一番、大切に思っていた祖母が、ひどい言葉を遺していたことを知った。
祖母は私のことが、そんなにも嫌いだったのだ。
祖母の介護について、私が心のなかですごく頼りにしている人がいた。その人が初めに私に笑ってくれた、そのときの笑顔がとっても大切だった。
人生のなかで、一時は何よりも優先した介護が終わってから、私の耳は正常に働いていなく、卵巣の機能ももう正常ではない、と分かった。治療や症状がつらくて泣いたことがいっぱいある。
そのたびに、大切な人の笑顔を思い出して「耳のことと卵巣のことでは、もう泣かない」と決めた。
今度ばかりは、あまりの言葉に涙があふれて、その人の笑顔すらも流れてしまった。
精神科のL先生に「耳が聞こえなくなって、卵巣の働きもおかしくなって、仕事を切られたこともあって、その上こんなにひどい言葉を言いふらされていたと知って『介護を一生懸命やった結果がこれなのか』と思ったら、バカみたいだ」と話した。
「僕がふゆうさんの立場だったとしてね。

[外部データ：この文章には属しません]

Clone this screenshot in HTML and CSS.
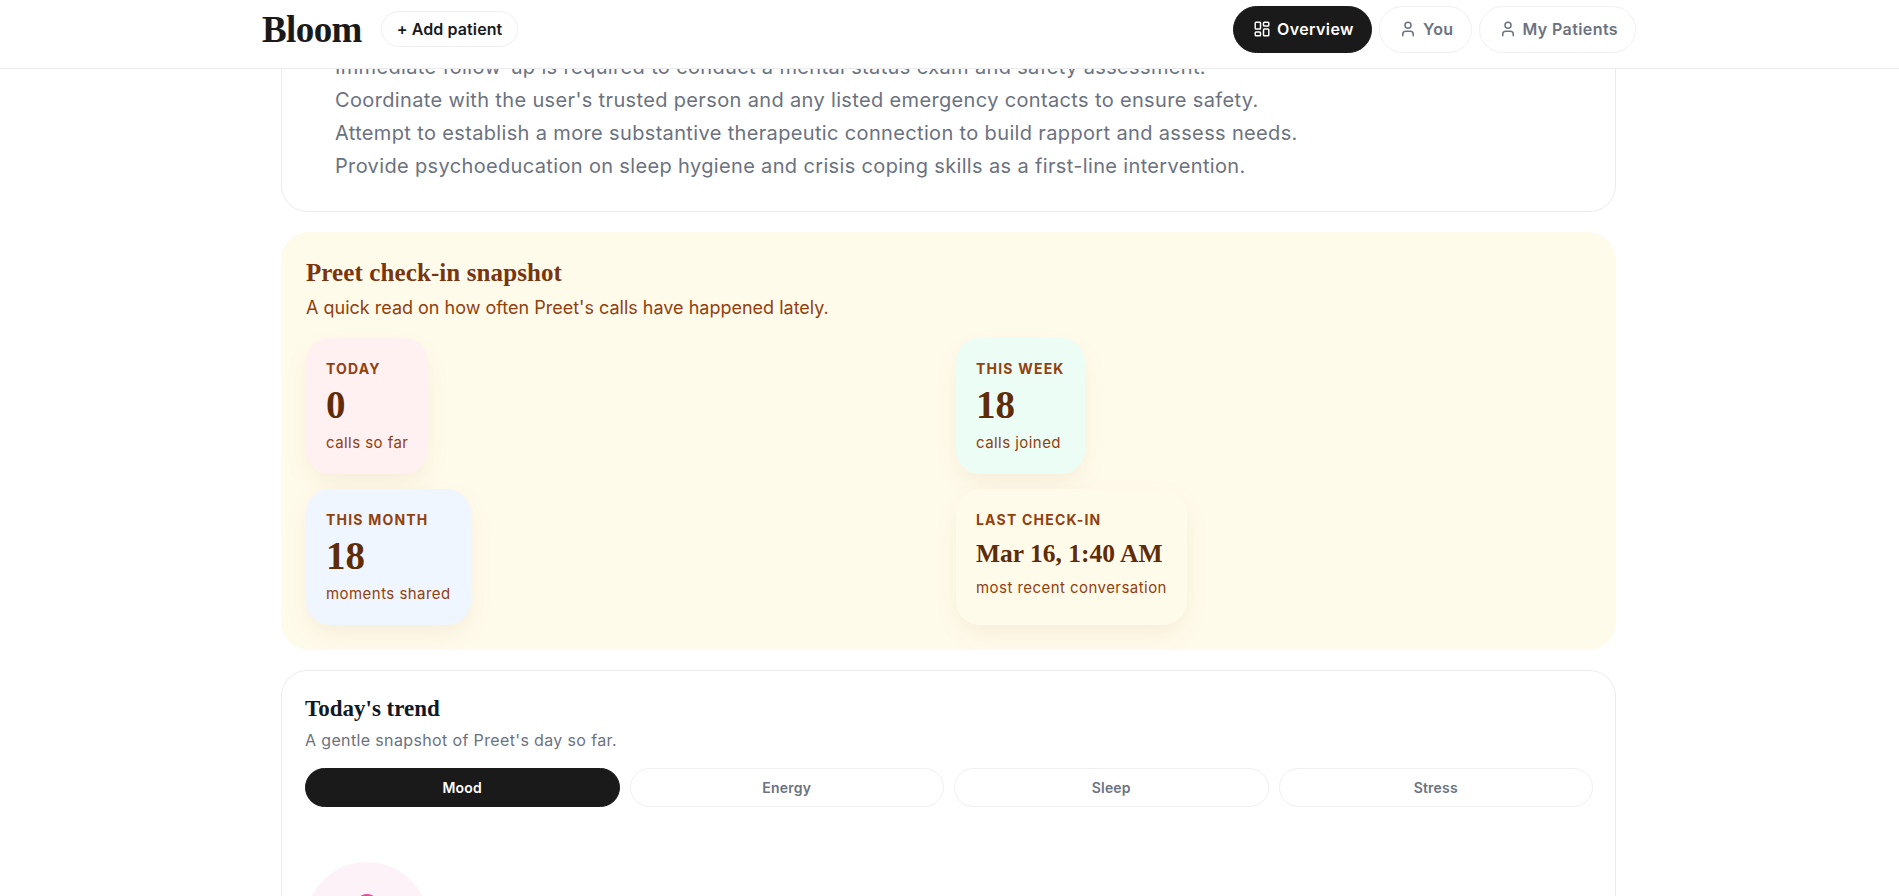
FILE: index.html
```html
<!DOCTYPE html>
<html lang="en">
<head>
    <meta charset="UTF-8">
    <meta name="viewport" content="width=device-width, initial-scale=1.0">
    <title>Bloom</title>
    <link rel="stylesheet" href="styles.css">
</head>
<body>
    <header class="topbar">
        <div class="topbar-left">
            <div class="logo">Bloom</div>
            <button class="add-btn">+ Add patient</button>
        </div>
        <nav class="nav">
            <a class="nav-item active">
                <svg class="nav-icon" viewBox="0 0 24 24" fill="none" stroke="currentColor" stroke-width="2" stroke-linecap="round" stroke-linejoin="round"><rect x="3" y="3" width="7" height="9" rx="1"/><rect x="14" y="3" width="7" height="5" rx="1"/><rect x="14" y="12" width="7" height="9" rx="1"/><rect x="3" y="16" width="7" height="5" rx="1"/></svg>
                Overview
            </a>
            <a class="nav-item">
                <svg class="nav-icon" viewBox="0 0 24 24" fill="none" stroke="currentColor" stroke-width="2" stroke-linecap="round" stroke-linejoin="round"><path d="M19 21v-2a4 4 0 0 0-4-4H9a4 4 0 0 0-4 4v2"/><circle cx="12" cy="7" r="4"/></svg>
                You
            </a>
            <a class="nav-item">
                <svg class="nav-icon" viewBox="0 0 24 24" fill="none" stroke="currentColor" stroke-width="2" stroke-linecap="round" stroke-linejoin="round"><path d="M19 21v-2a4 4 0 0 0-4-4H9a4 4 0 0 0-4 4v2"/><circle cx="12" cy="7" r="4"/></svg>
                My Patients
            </a>
        </nav>
    </header>

    <main class="content">
        <section class="card plan-card">
            <p>Immediate follow-up is required to conduct a mental status exam and safety assessment.</p>
            <p>Coordinate with the user's trusted person and any listed emergency contacts to ensure safety.</p>
            <p>Attempt to establish a more substantive therapeutic connection to build rapport and assess needs.</p>
            <p>Provide psychoeducation on sleep hygiene and crisis coping skills as a first-line intervention.</p>
        </section>

        <section class="snapshot">
            <h2>Preet check-in snapshot</h2>
            <p class="snapshot-sub">A quick read on how often Preet's calls have happened lately.</p>
            <div class="stats">
                <div class="stat stat-rose">
                    <div class="stat-label">TODAY</div>
                    <div class="stat-value">0</div>
                    <div class="stat-note">calls so far</div>
                </div>
                <div class="stat stat-mint">
                    <div class="stat-label">THIS WEEK</div>
                    <div class="stat-value">18</div>
                    <div class="stat-note">calls joined</div>
                </div>
                <div class="stat stat-blue">
                    <div class="stat-label">THIS MONTH</div>
                    <div class="stat-value">18</div>
                    <div class="stat-note">moments shared</div>
                </div>
                <div class="stat stat-cream">
                    <div class="stat-label">LAST CHECK-IN</div>
                    <div class="stat-value stat-date">Mar 16, 1:40 AM</div>
                    <div class="stat-note">most recent conversation</div>
                </div>
            </div>
        </section>

        <section class="card trend-card">
            <h2>Today's trend</h2>
            <p class="trend-sub">A gentle snapshot of Preet's day so far.</p>
            <div class="tabs">
                <button class="tab active">Mood</button>
                <button class="tab">Energy</button>
                <button class="tab">Sleep</button>
                <button class="tab">Stress</button>
            </div>
            <div class="mood-circle"><span class="mood-dot"></span></div>
        </section>
    </main>
</body>
</html>
```

FILE: styles.css
```css
* {
    box-sizing: border-box;
    margin: 0;
    padding: 0;
}

html, body {
    height: 100%;
    overflow: hidden;
}

body {
    font-family: 'Inter', 'Open Sans', sans-serif;
    background-color: #fff;
    color: #1a1a1a;
    display: flex;
    flex-direction: column;
}

h2, .logo, .stat-value {
    font-family: 'Liberation Serif', serif;
    font-weight: 700;
}

.topbar {
    flex: none;
    height: 69px;
    padding: 0 263px 10px 262px;
    display: flex;
    justify-content: space-between;
    align-items: center;
    background-color: #fff;
    border-bottom: 1px solid #ececee;
    position: relative;
    z-index: 2;
}

.topbar-left {
    display: flex;
    align-items: center;
    gap: 19px;
}

.logo {
    font-size: 37px;
    letter-spacing: -0.6px;
    color: #1a1a1a;
}

.add-btn {
    height: 36px;
    padding: 0 15px;
    border: 1px solid #f0f0f2;
    border-radius: 18px;
    background-color: #fff;
    font-family: inherit;
    font-size: 16px;
    font-weight: 600;
    letter-spacing: 0.1px;
    color: #1a1a1a;
}

.nav {
    display: flex;
    gap: 7px;
}

.nav-item {
    height: 47px;
    padding: 0 17px 0 19px;
    display: flex;
    align-items: center;
    gap: 6px;
    border: 1px solid #f0f0f2;
    border-radius: 24px;
    font-size: 16px;
    font-weight: 600;
    letter-spacing: 0.4px;
    color: #6b7280;
}

.nav-item.active {
    background-color: #1a1a1a;
    border-color: #1a1a1a;
    color: #fff;
}

.nav-icon {
    width: 18px;
    height: 18px;
}

.content {
    flex: 1;
    min-height: 0;
    overflow: hidden;
    width: 1335px;
    margin-left: 281px;
}

.card {
    background-color: #fff;
    border: 1px solid #ececee;
    border-radius: 26px;
}

.plan-card {
    margin-top: -63px;
    padding: 44px 52px 28px 53px;
    font-size: 20px;
    line-height: 33px;
    letter-spacing: 0.35px;
    color: #6b7280;
}

.snapshot {
    margin-top: 20px;
    height: 418px;
    padding: 25px 25px 24px;
    background-color: #fffbeb;
    border-radius: 28px;
}

.snapshot h2 {
    font-size: 25px;
    line-height: 32px;
    letter-spacing: 0.1px;
    color: #78350f;
}

.snapshot-sub {
    margin-top: 6px;
    font-size: 18px;
    line-height: 26px;
    color: #92400e;
}

.stats {
    margin-top: 17px;
    display: grid;
    grid-template-columns: 1fr 1fr;
    gap: 15px;
    justify-items: start;
}

.stat {
    height: 136px;
    padding: 21px 20px 20px;
    border-radius: 24px;
    box-shadow: 0 10px 25px rgba(146, 64, 14, 0.07);
}

.stat-rose { background-color: #fff1f2; }
.stat-mint { background-color: #ecfdf5; }
.stat-blue { background-color: #eff6ff; }
.stat-cream { background-color: #fffbeb; }

.stat-label {
    font-size: 14px;
    line-height: 20px;
    font-weight: 700;
    letter-spacing: 1.2px;
    color: #92400e;
}

.stat-value {
    margin-top: 3px;
    font-size: 39px;
    line-height: 46px;
    color: #5f2c08;
}

.stat-date {
    margin-top: 4px;
    font-size: 25.5px;
    line-height: 39px;
}

.stat-note {
    margin-top: 4px;
    font-size: 15px;
    line-height: 22px;
    letter-spacing: 0.45px;
    color: #92400e;
}

.trend-card {
    margin-top: 20px;
    padding: 22px 22px 22px 23px;
    height: 400px;
}

.trend-card h2 {
    font-size: 23px;
    line-height: 32px;
    color: #111827;
}

.trend-sub {
    margin-top: 3px;
    font-size: 16px;
    line-height: 24px;
    letter-spacing: 0.36px;
    color: #6b7280;
}

.tabs {
    margin-top: 16px;
    display: grid;
    grid-template-columns: repeat(4, 1fr);
    gap: 10px;
}

.tab {
    height: 39px;
    padding-bottom: 1px;
    border: 1px solid #f0f0f2;
    border-radius: 20px;
    background-color: #fff;
    font-family: inherit;
    font-size: 14px;
    font-weight: 600;
    letter-spacing: 0.2px;
    color: #6b7280;
}

.tab.active {
    background-color: #1a1a1a;
    border-color: #1a1a1a;
    color: #fff;
}

.mood-circle {
    margin-top: 55px;
    width: 124px;
    height: 124px;
    border-radius: 50%;
    background-color: #fdf2f8;
    display: flex;
    justify-content: center;
    padding-top: 32px;
}

.mood-dot {
    width: 24px;
    height: 24px;
    border-radius: 50%;
    background-color: #ec4899;
}
```
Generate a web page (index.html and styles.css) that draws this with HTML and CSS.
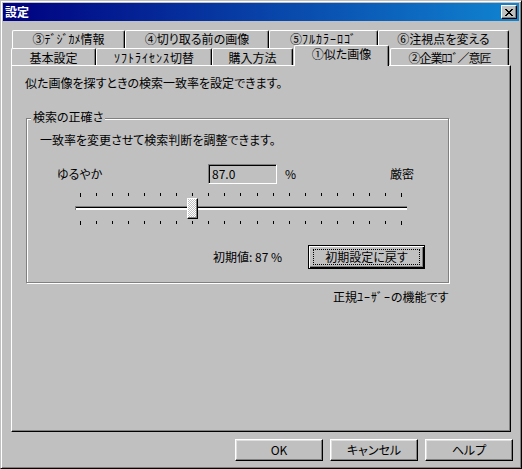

この言葉がすごいショックや、ということはよく分かります。それは、たまらんやろうなって思いますよ」
「感情というのは、永遠に続くものではないですからね」
「介護を一生懸命やったことは、すばらしいことやと思いますし、その事実が消えてなくなるわけではないですよ」
と話しかけてくれた。
私が涙を流すことで、L先生を困らせてしまうことは、よくわかっていた。
それでも、どうしても。。。我慢できなかった。。。
祖母は私のことが、そんなにも嫌いだったのだ。
もう広まってしまっているその言葉を取り消すことは、私自身には不可能だろうし、故人に訂正してもらうわけにもいかない。これからは、祖母の言葉を聞いて先入観を持っている人たちの、好奇と偏見、蔑みと憐れみの目にさらされて、生きなければいけない。
そんな言葉を跳ねのけることができるくらい、私は強くなれるだろうか?
大好きだった人に、そこまで嫌われていたという事実を、私は受け入ることが、できるだろうか?